3. Pelo seu CV, a gente depreende que você partiu para a prática do jornalismo muito cedo, logo no ano em que entrou na faculdade (1994)... Parece que foi um início auspicioso mesmo lá na Carta Editorial, entre Casa Vogue e Carta Capital. Achei interessante que, na "Vogue", você passou por arquitetura e artes plásticas (assuntos que abordaria posteriormente na Editora D'Avila), enquanto que, na Carta Capital, encarou economia, negócios, até política... É um ótimo "menu degustação" para quem, de certa forma, acabou escolhendo o jornalismo cultural... Como era esse tempo? Pensa que a mesma Carta Editorial, hoje, está formando uma "nova Flávia Rocha" (muitas aspas aqui)? Lembrei do Michel Laub, que é seu amigo e que teve uma trajetória, em revista (no Brasil), parecida com a sua... Não tenho esse background de vocês, mas, criticamente, vejo com muito ceticismo as oportunidades que as publicações em papel "oferecem", atualmente, aos jovens jornalistas... Alguma coisa, em termos de formação, se perdeu lá atrás? Alguma coisa a ver, talvez, com pessoas como o Wagner Carelli?

Jornalistas como Mino Carta e Wagner Carelli são responsáveis pela formação de várias gerações de jornalistas no Brasil. Wagner, inclusive, é um pupilo do Mino, e de outros grandes, como Paulo Francis. Eu e o Michel Laub começamos na Carta Editorial, ambos com 20 anos. Lembro-me de uma das primeiras matérias do Michel, uma reportagem sobre a vida num acampamento sem-terra, no Rio Grande do Sul. Ele passou dias vivendo no acampamento, e escreveu um texto lindo — altamente literário — que foi recebido pelo Mino como talentoso, com grande potencial. Assim era a escola da Carta Editorial — passavam logo matérias importantes para quem estava começando, testavam o fôlego. E a gente vivia sempre no fio da navalha, o estômago revirando, cada vez que um editor lia um texto nosso. Se não estivesse bom o suficiente, tínhamos de reescrever, quantas vezes fosse necessário. Por sorte, íamos escapando, sobrevivendo ali naquele mundo ideal, assustador e fascinante. Depois o Wagner me convidou para participar da criação da revista República, na recém-fundada Editora D'Avila, uma aventura de valor inestimável para uma jovem jornalista.
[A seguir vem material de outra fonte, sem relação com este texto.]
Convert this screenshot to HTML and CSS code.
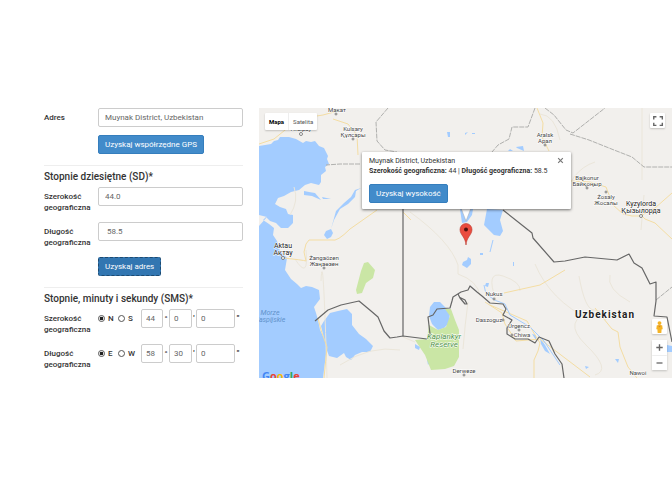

Logo entendi que o que faríamos na República tinha a ver com tudo o que eu mais amava: texto, narrativa jornalística, conteúdo, estilo. Depois o Wagner criou a Bravo!, e o Michel, entrou como editor de livros. Todas as pessoas envolvidas nesses projetos, inclusive o publisher, Luiz Felipe D'Avila, partilhavam da paixão pelo texto.

Falar sobre a situação atual seria imprudente. Não estou diretamente vivendo o dia-a-dia das redações. Mas acho que há sempre gente lá que preza o melhor jornalismo, e que encontra maneiras de fazer um bom trabalho. Tenho certeza de que — mesmo que se pregue o contrário — o bom jornalismo não está completamente extinto da história brasileira. Quero acreditar que uma hora dessas alguém começa uma revolução.

4. Não poderia deixar de falar mais dessas suas passagens pela Bravo! (naquela fase áurea) e pela República (depois — nem sei se dá para dizer — Primeira Leitura)... Na minha "cronologia" do jornalismo cultural brasileiro, eu costumava colocar o Daniel Piza como o último exemplar de uma tradição ainda ligada aos anos 50, 60 e 70 — mas vocês, sob a direção do Wagner Carelli, ainda desfrutaram do privilégio de, em grande medida, "ressuscitar" essa tradição, no final dos anos 90... Como foi esse período? A Bravo!, por exemplo, nunca foi unânime em toda a sua trajetória de quase dez anos, mas, hoje, ninguém discute que vocês escreveram um capítulo do jornalismo cultural no Brasil... Havia essa percepção na época? O mesmo Carelli conta a história com um certo ar de heroísmo, e fica ainda a sugestão de que o empreendimento não duraria mesmo muito (naquela configuração)... Havia esse clima no ar? Você sente saudades? Tem um sonho de revista cultural ainda na cabeça ou valeu mais como experiência mesmo?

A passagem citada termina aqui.